Altre divergenze ci sono su questioni di metodo, o forse di filosofia: cioè “vogliamo la stessa cosa, ma la vogliamo attraverso sistemi diversi”. Esempi: tutte le tre confederazioni (e anche la stessa Confindustria) concordano sulla necessità di definire regole sulla rappresentanza, per sconfiggere il fenomeno dei contratti pirata. La Cgil, cosi come la Uil, ritiene necessaria una legge, mentre la Cisl non vuole sentirne parlare, fedele alla propria regola che tutto ciò che riguarda il lavoro, i salari, gli orari, eccetera, vada affidato solo alla contrattazione, con una sola eccezione, e cioè la legge sulla partecipazione, presentata dalla Cisl e in via di approvazione, che completa l’articolo 46 della Costituzione. Legge che invece la Cgil, pur favorevole a interventi legislativi su orari e salari, in questo specifico caso considera lesiva proprio della contrattazione. E ancora: la Cgil ritiene che le soluzioni si ottengano col conflitto, la Cisl con la concertazione, o quanto meno il dialogo. La segretaria Daniela Fumarola, appena eletta, ha rilanciato infatti l’idea di un patto sociale a tre, per il bene del paese; la Cgil invece considera la concertazione ormai archiviata. E ancora: la Cgil porta le sue battaglie nelle piazze, la Cisl punta su uno stile differente, fuori dai riflettori, lavorando il governo ai fianchi, per portare a casa risultati. Ultimo caso la manovra 2024, sul cui esito la Cisl ha predisposto una relazione di 50 pagine, illustrando punto per punto i successi ottenuti, mentre sulla stessa manovra la Cgil ha indetto uno sciopero generale, peraltro il quarto in quattro anni.

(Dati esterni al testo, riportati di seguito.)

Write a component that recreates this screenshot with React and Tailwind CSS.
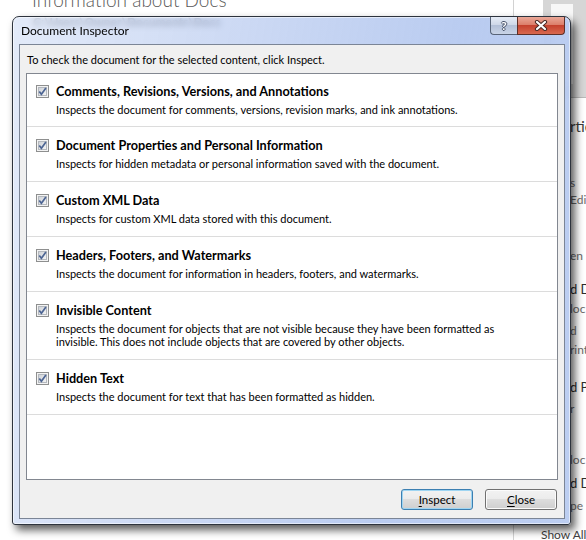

Il succo, in sostanza, è che per la Cisl l’operato del governo – questo come i precedenti- va giudicato cercando sempre di vedere il bicchiere mezzo pieno, in nome della ‘’responsabilità’’ e sperando di strappare, in futuro, qualcosa in più. Il giudizio della Cgil è invece sempre sferzante, anche quando magari non servirebbe: come nel caso del maxi recupero fiscale annunciato dall’Agenzia delle Entrate nei giorni scorsi, bollato da Corso Italia come “surreali festeggiamenti per i risultati di condoni e concordati preventivi”. Giudizio forse ingeneroso, perché, malgrado i condoni, i dati dell’Agenzia dimostrano la crescita della compliance, cioè dei comportamenti corretti da parte dei contribuenti. Merito certo non del governo, ma del serio lavoro dell’Agenzia. Sul fisco comunque ha la stessa posizione netta della Cgil anche la Cisl: nella sua prima relazione la nuova segretaria Fumarola ha bocciato severamente condoni, rottamazioni e concordati vari, sostenendo che ‘’ci vogliono più cartelle, non meno: le tasse le devono pagare tutti, non soltanto pensionati e lavoro dipendente’’.

Insomma, guardando alle questioni concrete, si direbbe che le distanze tra i sindacati non lo siano poi cosi tanto, e infatti quelle piattaforme unitarie restano valide ancora oggi. In altri tempi le divergenze -di metodo, di impostazione, o di principio che fossero- si sarebbero appianate confrontandosi, cercando una mediazione, restando il più possibile uniti, e dunque forti. Ma erano appunto altri tempi. Sarà qualunquista dirlo, ma sembra che la vis polemica tipica della politica si sia trasferita, o meglio, abbia contagiato, anche le rappresentanze dei lavoratori. E questo non fa bene a nessuno: non ai sindacati, non ai lavoratori, e alla fine nemmeno alla politica. Un sindacato diviso non è utile, e sbaglierebbe chi pensasse di trarne qualche vantaggio, come forse pensa il governo, visto che Giorgia Meloni ha definito la Cisl un sindacato ‘’amico’’ e la Cgil un sindacato ‘’tossico”: giudizio decisamente errato, in entrambi i casi.